Exercise: From the listing below, extract every line in which the word "with" appears.

Data shown:
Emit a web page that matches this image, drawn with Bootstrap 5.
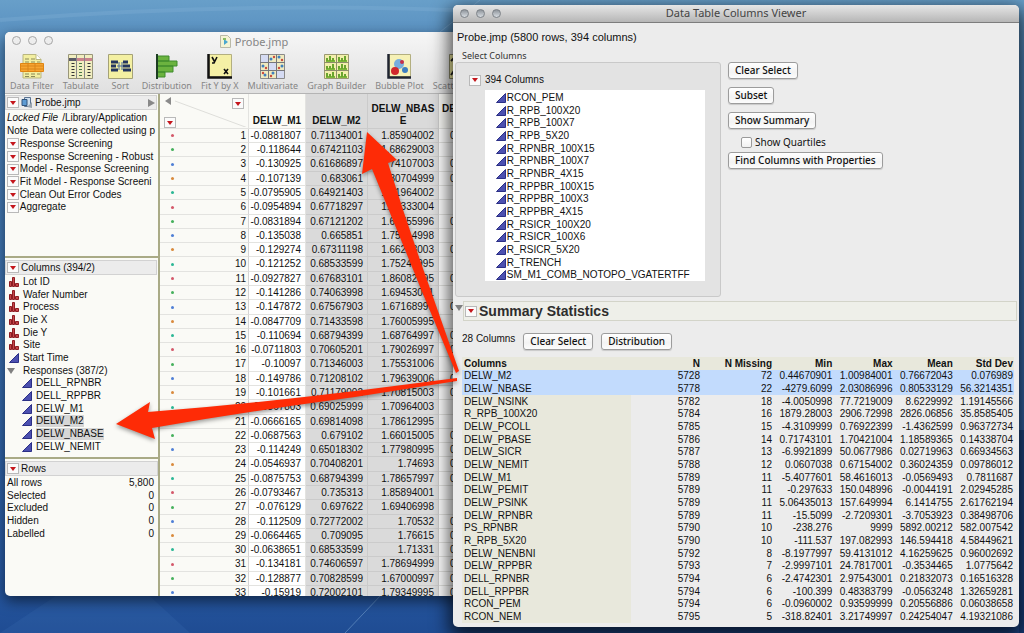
<!DOCTYPE html>
<html lang="en">
<head>
<meta charset="utf-8">
<meta name="viewport" content="width=device-width, initial-scale=1">
<title>Data Table Columns Viewer</title>
<link href="https://cdn.jsdelivr.net/npm/bootstrap@5.3.0/dist/css/bootstrap.min.css" rel="stylesheet">
<style>
  :root { --helv: "Liberation Sans", Arial, sans-serif; --lucida: "Noto Sans", "Open Sans", sans-serif; }
  body {
    font: 10px/12px var(--helv); color: #111; letter-spacing: normal;
    background: linear-gradient(180deg, #689fc9 0, #4f86bb 60px, #3d72b0 45%, #285aa3 90%, #1f4c93 100%);
  }
  .desktop { min-height: 100vh; }
  .beams, .arrows { inset: 0; pointer-events: none; }
  .arrows { z-index: 5; }
  .mac-win { border-radius: 5px; overflow: hidden; }
  .probe-win { left: 5px; top: 32px; bottom: 37px; width: 498px; background: #fafaf6; box-shadow: 0 5px 14px rgba(0,0,0,.55); }
  .viewer-win { left: 453px; right: 5px; top: 5px; bottom: 6px; z-index: 2; background: #ececec; box-shadow: 0 7px 18px 4px rgba(0,0,0,.7); }
  .title-text { font: 11px/16px var(--lucida); }
  .win-head { background: linear-gradient(#f6f6f6, #e0e0e0); border-bottom: 1px solid #b4b4b4; height: 62px; }
  .win-head .title-text { color: #858585; height: 19px; }
  .viewer-bar { height: 18px; background: linear-gradient(#e6e6e6, #b6b6b6); border-bottom: 1px solid #7d7d7d; color: #444; }
  .lights { left: 7px; top: 4px; gap: 7px; }
  .lights i { width: 9px; height: 9px; border-radius: 50%; border: 1px solid #a5a5a5; background: #ededed; }
  .viewer-bar .lights i { border-color: #7c8187; background: linear-gradient(#8e949b, #d8dde2); }
  .tool { border: 0; background: none; padding: 0; color: #868686; font: 9px/11px var(--lucida); white-space: nowrap; }
  .tool svg { display: block; margin: 0 auto 1px; }
  .toolbar-row { gap: 9px; padding: 3px 5px 0; }

  .side { width: 155px; border-right: 2px solid #a9aa86; }
  .pane { border-bottom: 2px solid #a9aa86; overflow: hidden; padding: 1px 1px 0 0; }
  .pane-script { height: 164px; }
  .pane-cols { height: 201px; padding-top: 2px; }
  .pane-rows { padding-top: 2px; }
  .pane-head { height: 15px; border: 1px solid #d2d2d2; background: #ececec; padding: 0 1px; gap: 2px; }
  .pane-script .pane-head { margin-bottom: 1px; }
  .lines li { height: 13px; display: flex; align-items: center; white-space: nowrap; }
  .lines li:nth-child(3n) { height: 12px; }
  .indent-1 { padding-left: 2px; }
  .indent-2 { padding-left: 17px; }
  .hot { width: 12px; height: 11px; border: 1px solid #b9b9b9; background: #fbfbfb; padding: 0; display: inline-flex; align-items: center; justify-content: center; flex: none; }
  .hot::before { content: ""; border: 3px solid transparent; border-top: 4px solid #c4161c; border-bottom: 0; }
  .twist { border: 4px solid transparent; border-top: 6px solid #808080; border-bottom: 0; width: 0; height: 0; padding: 0; background: none; flex: none; }
  .picked { background: #d6d6d6; }

  .grid { table-layout: fixed; width: 342px; border-collapse: separate; border-spacing: 0; }
  .grid th, .grid td { padding: 0 4px 0 0; text-align: right; border-bottom: 1px solid #e3e3e0; border-right: 1px solid #e3e3e0; line-height: 12px; vertical-align: middle; overflow: hidden; white-space: nowrap; }
  .grid thead th { height: 34px; text-align: center; vertical-align: bottom; padding: 0 0 1px; white-space: normal; }
  .grid tbody tr { height: 14px; }
  .grid tbody tr:nth-child(7n+3), .grid tbody tr:nth-child(7n+6) { height: 15px; }
  .grid tbody th { font-weight: 400; border-right-color: #d4d4d4; padding-right: 2px; }
  .grid td { background: #fff; }
  .grid .sel { background: #dadada; border-color: #cbcbcb; }
  .grid .next-col { text-align: left; padding-left: 11px; }
  .grid thead .next-col { padding-left: 3px; }
  .dot { width: 3px; height: 3px; border-radius: 50%; margin-left: 11px; }

  .viewer { padding: 8px 2px 0 2px; min-height: 0; }
  .lead-line { font-size: 11px; line-height: 12px; padding-left: 2px; }
  .group-name { font: 9px/12px var(--lucida); color: #333; padding: 7px 0 0 7px; }
  .group-box { width: 266px; height: 235px; background: #e3e3e3; border: 1px solid #c9c9c9; border-radius: 3px; padding: 11px 15px 0 13px; }
  .col-list { background: #fff; height: 191px; margin: 4px 0 0 16px; padding: 1px 0 0 11px; }
  .col-gap { gap: 7px; }
  .push { font: 500 10px/15px var(--lucida); color: #111; height: 17px; padding: 0 6px; border: 1px solid #9c9c9c; border-radius: 3px; background: linear-gradient(#fff, #f3f3f3 60%, #fcfcfc); box-shadow: 0 1px 1px rgba(0,0,0,.15); white-space: nowrap; }
  .tick { appearance: none; width: 11px; height: 11px; margin: 0; border: 1px solid #9a9a9a; border-radius: 2px; background: linear-gradient(#fff, #f1f1f1); }
  .quart { font: 10px/12px var(--lucida); gap: 3px; padding: 7px 0 4px 13px; }
  .sum-title { border: 1px solid #d3d4c9; background: #eeefe9; height: 20px; gap: 2px; padding-left: 1px; }
  .sum-title h2 { font: 700 14px/18px var(--helv); color: #2d2d2d; margin: 0; }
  .sum-tools { padding: 8px 0 7px 7px; }
  .stats { table-layout: fixed; width: calc(100% - 10px); margin-left: 7px; }
  .stats th, .stats td { padding: 0 1px 0 0; line-height: 12px; text-align: right; white-space: nowrap; vertical-align: middle; }
  .stats th:first-child { text-align: left; padding-left: 2px; background: #e8e8dc; }
  .stats thead th { background: #e8e8dc; }
  .stats tr { height: 13px; }
  .stats tbody tr:nth-child(3n+1) { height: 12px; }
  .stats tbody th { font-weight: 400; }
  .stats .on th:first-child, .stats .on td { background: #c2dbfd; }
</style>
</head>
<body>
<svg width="0" height="0" class="position-absolute" aria-hidden="true">
  <symbol id="cont" viewBox="0 0 10 10"><path d="M.5 9.500 9.500.5v9z" fill="#4c50b0" stroke="#2b2f86"/></symbol>
  <symbol id="nom" viewBox="0 0 10 10"><path d="M.5 4.500h2v5h-2zM3.500.500h2v9h-2zM6.500 6.500h3v3h-3z" fill="#c4474a" stroke="#8e1c22"/></symbol>
</svg>
<main class="desktop position-relative overflow-hidden">
  <svg class="beams position-absolute w-100 h-100" aria-hidden="true">
    <path d="M0 20Q250 0 500 12" stroke="#8db9da" stroke-opacity=".25" stroke-width="4" fill="none"/>
    <path d="M440 32 480 0M345 633 400 575" stroke="#9cc4e6" stroke-opacity=".4" fill="none"/>
    <path d="M0 633 110 560 190 633z" fill="#4a7fc4" fill-opacity=".15"/>
    <path d="M1019 430h5v203h-5z" fill="#12356f" fill-opacity=".6"/>
  </svg>

  <section class="mac-win probe-win position-absolute d-flex flex-column" aria-label="Probe.jmp">
    <header class="win-head position-relative flex-shrink-0">
      <div class="lights position-absolute d-flex"><i></i><i></i><i></i></div>
      <div class="title-text d-flex align-items-center justify-content-center gap-1">
        <svg width="11" height="13" viewBox="0 0 11 13"><path d="M.5.500h7l3 3v9H.500z" fill="#f5f3d4" stroke="#b9b9a8"/><path d="M4 4v6l4-3z" fill="#4aa7cf"/><path d="M3 3h3v2H3z" fill="#89bd62"/></svg>
        <span>Probe.jmp</span>
      </div>
      <div class="toolbar-row d-flex">
        <button class="tool"><svg width="24" height="25" viewBox="0 0 24 25"><path d="M3 .500h13l5 5v18.500H3z" fill="#f3efa0" stroke="#b9b680"/><path d="M16 .500v5h5" fill="#fff" stroke="#b9b680"/><path d="M5 5h4m2 0h4M5 8h4m2 0h4m2 0h3M5 20h4m2 0h4m2 0h3M5 22.500h4m2 0h4" stroke="#8b8a58"/><path d="M.5 9.500h23v8H.500z" fill="#f7a531" stroke="#e08512"/><path d="M1 12h22M1 15h22M8 9v9M15 9v9" stroke="#d9851a"/></svg>Data Filter</button>
        <button class="tool"><svg width="25" height="25" viewBox="0 0 25 25"><path d="M.5.500h24v24H.500z" fill="#f1eec0" stroke="#99967a"/><path d="M1 4h23v3H1z" fill="#c9828d"/><path d="M1 4h7v3H1z" fill="#5a5a66"/><path d="M8.500 1v23M16.500 1v23" stroke="#888"/><path d="M5 9v14M21 9v14" stroke="#333" stroke-width="3" stroke-dasharray="1 2"/><path d="M12.500 9v14" stroke="#4a7a45" stroke-width="3" stroke-dasharray="1 2"/></svg>Tabulate</button>
        <button class="tool"><svg width="25" height="25" viewBox="0 0 25 25"><path d="M.5.500h24v24H.500z" fill="#f4f0a2" stroke="#a5a277"/><path d="M3 8h7M3 12h5M3 16h7M15 8h5M15 12h7M15 16h8" stroke="#26375f" stroke-width="3"/><path d="M11 8v8M9 12h6M14 8v8" stroke="#4a6aa0"/></svg>Sort</button>
        <button class="tool"><svg width="24" height="25" viewBox="0 0 24 25"><path d="M2 2h12v5H2zM2 7h20v5H2zM2 12h16v6H2zM2 18h8v5H2z" fill="#6bb33f" stroke="#3f8b2d"/><path d="M2 0v25" stroke="#1d3d22" stroke-width="2"/></svg>Distribution</button>
        <button class="tool"><svg width="25" height="25" viewBox="0 0 25 25"><path d="M2 .500h22.500V23H2z" fill="#f5f0a5" stroke="#b3af80"/><path d="M1.500 0v23.500H25" stroke="#111" stroke-width="2.500" fill="none"/><path d="m5 3 2.500 4.500M10 3 7 9H5M17 15l4 5m0-5-4 5" stroke="#111" stroke-width="1.600" fill="none"/></svg>Fit Y by X</button>
        <button class="tool"><svg width="25" height="25" viewBox="0 0 25 25"><path d="M.5.500h24v24H.500z" fill="#f0eabf" stroke="#8a8a8a"/><path d="M1 1h7v7H1zM9 9h7v7H9zM17 17h7v7h-7z" fill="#d5dbf3"/><path d="M8.500 0v25M16.500 0v25M0 8.500h25M0 16.500h25" stroke="#77777a"/><g fill="#3f81bd"><circle cx="11" cy="5" r="1.500"/><circle cx="19" cy="3" r="1.500"/><circle cx="3" cy="12" r="1.500"/><circle cx="22" cy="12" r="1.500"/><circle cx="5" cy="21" r="1.500"/><circle cx="13" cy="19" r="1.500"/></g><g fill="#cb4a3c"><circle cx="14" cy="3" r="1.200"/><circle cx="22" cy="6" r="1.200"/><circle cx="6" cy="14" r="1.200"/><circle cx="19" cy="14" r="1.200"/><circle cx="3" cy="19" r="1.200"/><circle cx="11" cy="22" r="1.200"/></g></svg>Multivariate</button>
        <button class="tool"><svg width="25" height="25" viewBox="0 0 25 25"><path d="M.5.500h24v24H.500z" fill="#f2efab" stroke="#9b9970"/><path d="M12.500 0v25M0 8.500h25M0 16.500h25" stroke="#8f8d6b"/><path d="M2 7h9m3 0h9M2 15h9m3 0h9M2 23h9m3 0h9" stroke="#7eb83a" stroke-width="2"/><path d="M3 7V4m3 3V2m3 5V4m6 3V3m3 4V4m3 3V2M3 15v-3m3 3v-3m3 3v-5m6 5v-3m3 3v-5m3 5v-4M3 23v-4m3 4v-3m3 3v-5m6 5v-3m3 3v-5m3 5v-3" stroke="#6aa52e" stroke-width="2"/></svg>Graph Builder</button>
        <button class="tool"><svg width="24" height="25" viewBox="0 0 24 25"><path d="M2 .500h21.500V23H2z" fill="#f6f1b6" stroke="#b3af80"/><path d="M1.500 0v23.500H24" stroke="#1f2430" stroke-width="2.500" fill="none"/><circle cx="12" cy="10" r="5" fill="#78aedd"/><circle cx="8" cy="17" r="4" fill="#d0282c"/><circle cx="18" cy="16" r="3" fill="#3d7fc1"/><circle cx="15" cy="8" r="2" fill="#c5304a"/></svg>Bubble Plot</button>
        <button class="tool text-start"><svg class="ms-3" width="25" height="25" viewBox="0 0 25 25"><path d="M.5.500h24v24H.500z" fill="#f5f0a5" stroke="#8d8b6a"/><path d="m2 7 5-5M2 21l5-7" stroke="#222" stroke-width="2"/></svg>Scatter</button>
      </div>
    </header>
    <div class="d-flex flex-grow-1 overflow-hidden">
      <aside class="side d-flex flex-column flex-shrink-0">
        <div class="pane pane-script flex-shrink-0">
          <div class="pane-head d-flex align-items-center">
            <button class="hot" aria-label="Table menu"></button>
            <svg width="12" height="12" viewBox="0 0 12 12"><path d="M3.500.500h6v9h-6z" fill="#cfe0ef" stroke="#5b7390"/><path d="M1 2.500h5v6H1z" fill="#5d9bd3" stroke="#33557c"/><path d="m6 10 5-5v6z" fill="#9aa5b0"/></svg>
            <span class="flex-grow-1">Probe.jmp</span>
            <svg width="7" height="8"><path d="M0 0 7 4 0 8z" fill="#888"/></svg>
          </div>
          <ul class="lines list-unstyled m-0 indent-1">
            <li class="gap-1"><em>Locked File</em> /Library/Application</li>
            <li class="gap-1"><span>Note</span> Data were collected using p</li>
          </ul>
          <ul class="lines list-unstyled m-0 indent-1" id="scripts"></ul>
        </div>
        <div class="pane pane-cols flex-shrink-0">
          <div class="pane-head d-flex align-items-center"><button class="hot" aria-label="Columns menu"></button>Columns (394/2)</div>
          <ul class="lines list-unstyled m-0" id="cols"></ul>
        </div>
        <div class="pane-rows pe-0">
          <div class="pane-head d-flex align-items-center"><button class="hot" aria-label="Rows menu"></button>Rows</div>
          <ul class="lines list-unstyled m-0 indent-1">
            <li class="justify-content-between pe-1"><span>All rows</span><span>5,800</span></li>
            <li class="justify-content-between pe-1"><span>Selected</span><span>0</span></li>
            <li class="justify-content-between pe-1"><span>Excluded</span><span>0</span></li>
            <li class="justify-content-between pe-1"><span>Hidden</span><span>0</span></li>
            <li class="justify-content-between pe-1"><span>Labelled</span><span>0</span></li>
          </ul>
        </div>
      </aside>
      <div class="overflow-hidden flex-grow-1">
        <table class="grid">
          <colgroup><col style="width:89px"><col style="width:57px"><col style="width:62px"><col style="width:71px"><col></colgroup>
          <thead><tr>
            <th class="position-relative">
              <svg class="d-block w-100" height="33" viewBox="0 0 88 33" aria-hidden="true"><path d="m11 3-6 4 6 4z" fill="#8a8a8a"/><path d="m15 7 73 27" stroke="#dededa"/></svg>
              <button class="hot position-absolute top-0 end-0 mt-1 me-1" aria-label="Column options"></button>
              <button class="hot position-absolute bottom-0 start-0 ms-1" aria-label="Row options"></button>
            </th>
            <th>DELW_M1</th><th class="sel">DELW_M2</th><th class="sel">DELW_NBAS<br>E</th><th class="next-col">DELW<br>&nbsp;</th>
          </tr></thead>
          <tbody id="grid"></tbody>
        </table>
      </div>
    </div>
  </section>

  <section class="mac-win viewer-win position-absolute d-flex flex-column" aria-label="Data Table Columns Viewer">
    <header class="viewer-bar title-text position-relative text-center flex-shrink-0">
      <div class="lights position-absolute d-flex"><i></i><i></i><i></i></div>
      Data Table Columns Viewer
    </header>
    <div class="viewer">
      <div class="lead-line">Probe.jmp (5800 rows, 394 columns)</div>
      <div class="group-name">Select Columns</div>
      <div class="d-flex col-gap">
        <div class="group-box flex-shrink-0">
          <div class="d-flex align-items-center gap-1"><button class="hot" aria-label="Column list menu"></button>394 Columns</div>
          <div class="col-list"><ul class="lines list-unstyled m-0" id="picker"></ul></div>
        </div>
        <div class="d-flex flex-column align-items-start">
          <button class="push mb-2">Clear Select</button>
          <button class="push mb-2">Subset</button>
          <button class="push">Show Summary</button>
          <div class="quart d-flex align-items-center"><input class="tick" type="checkbox" id="quartiles"><label for="quartiles">Show Quartiles</label></div>
          <button class="push">Find Columns with Properties</button>
        </div>
      </div>
      <div class="d-flex mt-1">
        <button class="twist mt-1" aria-label="Collapse"></button>
        <div class="sum-title d-flex align-items-center flex-grow-1"><button class="hot" aria-label="Summary menu"></button><h2>Summary Statistics</h2></div>
      </div>
      <div class="sum-tools d-flex mt-1">
        <span class="me-1">28 Columns</span>
        <button class="push ms-1 me-2">Clear Select</button>
        <button class="push">Distribution</button>
      </div>
      <table class="stats">
        <colgroup><col style="width:169px"><col style="width:70px"><col style="width:72px"><col><col><col><col></colgroup>
        <thead><tr><th>Columns</th><th>N</th><th>N Missing</th><th>Min</th><th>Max</th><th>Mean</th><th>Std Dev</th></tr></thead>
        <tbody id="stats"></tbody>
      </table>
    </div>
  </section>

  <svg class="arrows position-absolute w-100 h-100" aria-hidden="true">
    <g fill="#fe2b06" style="filter:drop-shadow(0 2px 2px rgba(0,0,0,.4))">
      <path d="M367 132 397 160 388 163Q408 227 432 294L459 371 456 373 423 294Q395 225 372 169L362 174z"/>
      <path d="M116 424 150 402 148 412Q250 404 355 391L457 378V381L355 397Q250 411 152 428L155 439z"/>
    </g>
  </svg>
</main>
<script>
  const icon = (id, n) => `<svg width="${n}" height="${n}" class="flex-shrink-0"><use href="#${id}"/></svg>`;
  const fill = (id, html) => { document.getElementById(id).innerHTML = html; };

  fill('scripts', ['Response Screening', 'Response Screening - Robust', 'Model - Response Screening', 'Fit Model - Response Screeni', 'Clean Out Error Codes', 'Aggregate']
    .map(t => `<li><button class="hot" aria-label="Run ${t}"></button><span>&hairsp;${t}</span></li>`).join(''));

  const picked = ['DELW_M2', 'DELW_NBASE'];
  fill('cols',
    ['Lot ID', 'Wafer Number', 'Process', 'Die X', 'Die Y', 'Site'].map(t => `<li class="gap-1 ps-1">${icon('nom', 10)}${t}</li>`).join('') +
    `<li class="gap-1 ps-1">${icon('cont', 10)}Start Time</li>` +
    `<li class="indent-1"><button class="twist me-2" aria-label="Collapse responses"></button>Responses (387/2)</li>` +
    ['DELL_RPNBR', 'DELL_RPPBR', 'DELW_M1', 'DELW_M2', 'DELW_NBASE', 'DELW_NEMIT']
      .map(t => `<li class="gap-1 indent-2">${icon('cont', 10)}<span class="${picked.includes(t) ? 'picked' : ''}">${t}</span></li>`).join(''));

  fill('picker', 'RCON_PEM R_RPB_100X20 R_RPB_100X7 R_RPB_5X20 R_RPNBR_100X15 R_RPNBR_100X7 R_RPNBR_4X15 R_RPPBR_100X15 R_RPPBR_100X3 R_RPPBR_4X15 R_RSICR_100X20 R_RSICR_100X6 R_RSICR_5X20 R_TRENCH SM_M1_COMB_NOTOPO_VGATERTFF'
    .split(' ').map(t => `<li>${icon('cont', 10)}<span>&hairsp;${t}</span></li>`).join(''));

  const rows = `-0.0881807 0.71134001 1.85904002 0
-0.118644 0.67421103 1.68629003
-0.130925 0.61686897 1.74107003 0
-0.107139 0.683061 1.80704999 0
-0.0795905 0.64921403 1.81964002
-0.0954894 0.67718297 1.72333004
-0.0831894 0.67121202 1.66755996 0
-0.135038 0.665851 1.75414998
-0.129274 0.67311198 1.66248003 0
-0.121252 0.68533599 1.75247995
-0.0927827 0.67683101 1.86082995 0
-0.141286 0.74063998 1.69453001
-0.147872 0.67567903 1.67168999 0
-0.0847709 0.71433598 1.76005995
-0.110694 0.68794399 1.68764997 0
-0.0711803 0.70605201 1.79026997 0
-0.10097 0.71346003 1.75531006
-0.149786 0.71208102 1.79639006 0
-0.101661 0.71179002 1.70815003 0
-0.0867803 0.69025999 1.70964003
-0.0666165 0.69814098 1.78612995
-0.0687563 0.679102 1.66015005 0
-0.114249 0.65018302 1.77980995 0
-0.0546937 0.70408201 1.74693 0
-0.0875753 0.68794399 1.78657997 0
-0.0793467 0.735313 1.85894001
-0.076129 0.697622 1.69406998
-0.112509 0.72772002 1.70532 0
-0.0664465 0.709095 1.76615 0
-0.0638651 0.68533599 1.71331 0
-0.134181 0.74606597 1.78694999 0
-0.128877 0.70828599 1.67000997 0
-0.15919 0.72002101 1.79349995 0`.split('\n').map(r => r.split(' '));
  const dots = ['#d4586a', '#45b05c', '#4f7fd6', '#d98a3d', '#2bb795'];
  fill('grid', rows.map(([a, b, c, d = ''], i) =>
    `<tr><th scope="row"><div class="d-flex align-items-center justify-content-between"><i class="dot" style="background:${dots[i % 5]}"></i>${i + 1}</div></th><td>${a}</td><td class="sel">${b}</td><td class="sel">${c}</td><td class="next-col">${d}</td></tr>`).join(''));

  const stats = `DELW_M2 5728 72 0.44670901 1.00984001 0.76672043 0.076989
DELW_NBASE 5778 22 -4279.6099 2.03086996 0.80533129 56.3214351
DELW_NSINK 5782 18 -4.0050998 77.7219009 8.6229992 1.19145566
R_RPB_100X20 5784 16 1879.28003 2906.72998 2826.06856 35.8585405
DELW_PCOLL 5785 15 -4.3109999 0.76922399 -1.4362599 0.96372734
DELW_PBASE 5786 14 0.71743101 1.70421004 1.18589365 0.14338704
DELW_SICR 5787 13 -6.9921899 50.0677986 0.02719963 0.66934563
DELW_NEMIT 5788 12 0.0607038 0.67154002 0.36024359 0.09786012
DELW_M1 5789 11 -5.4077601 58.4616013 -0.0569493 0.7811687
DELW_PEMIT 5789 11 -0.297633 150.048996 -0.0044191 2.02945285
DELW_PSINK 5789 11 5.06435013 157.649994 6.1414755 2.61762194
DELW_RPNBR 5789 11 -15.5099 -2.7209301 -3.7053923 0.38498706
PS_RPNBR 5790 10 -238.276 9999 5892.00212 582.007542
R_RPB_5X20 5790 10 -111.537 197.082993 146.594418 4.58449621
DELW_NENBNI 5792 8 -8.1977997 59.4131012 4.16259625 0.96002692
DELW_RPPBR 5793 7 -2.9997101 24.7817001 -0.3534465 1.0775642
DELL_RPNBR 5794 6 -2.4742301 2.97543001 0.21832073 0.16516328
DELL_RPPBR 5794 6 -100.399 0.48383799 -0.0563248 1.32659281
RCON_PEM 5794 6 -0.0960002 0.93599999 0.20556886 0.06038658
RCON_NEM 5795 5 -318.82401 3.21749997 0.24254047 4.19321086`.split('\n').map(r => r.split(' '));
  fill('stats', stats.map(([n, ...v]) => `<tr class="${picked.includes(n) ? 'on' : ''}"><th scope="row">${n}</th>${v.map(x => `<td>${x}</td>`).join('')}</tr>`).join(''));
</script>
<script src="https://cdn.jsdelivr.net/npm/bootstrap@5.3.0/dist/js/bootstrap.bundle.min.js"></script>
</body>
</html>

Result for this task:
Emit a web page that matches this image, drawn with Bootstrap 5.
          <button class="push">Find Columns with Properties</button>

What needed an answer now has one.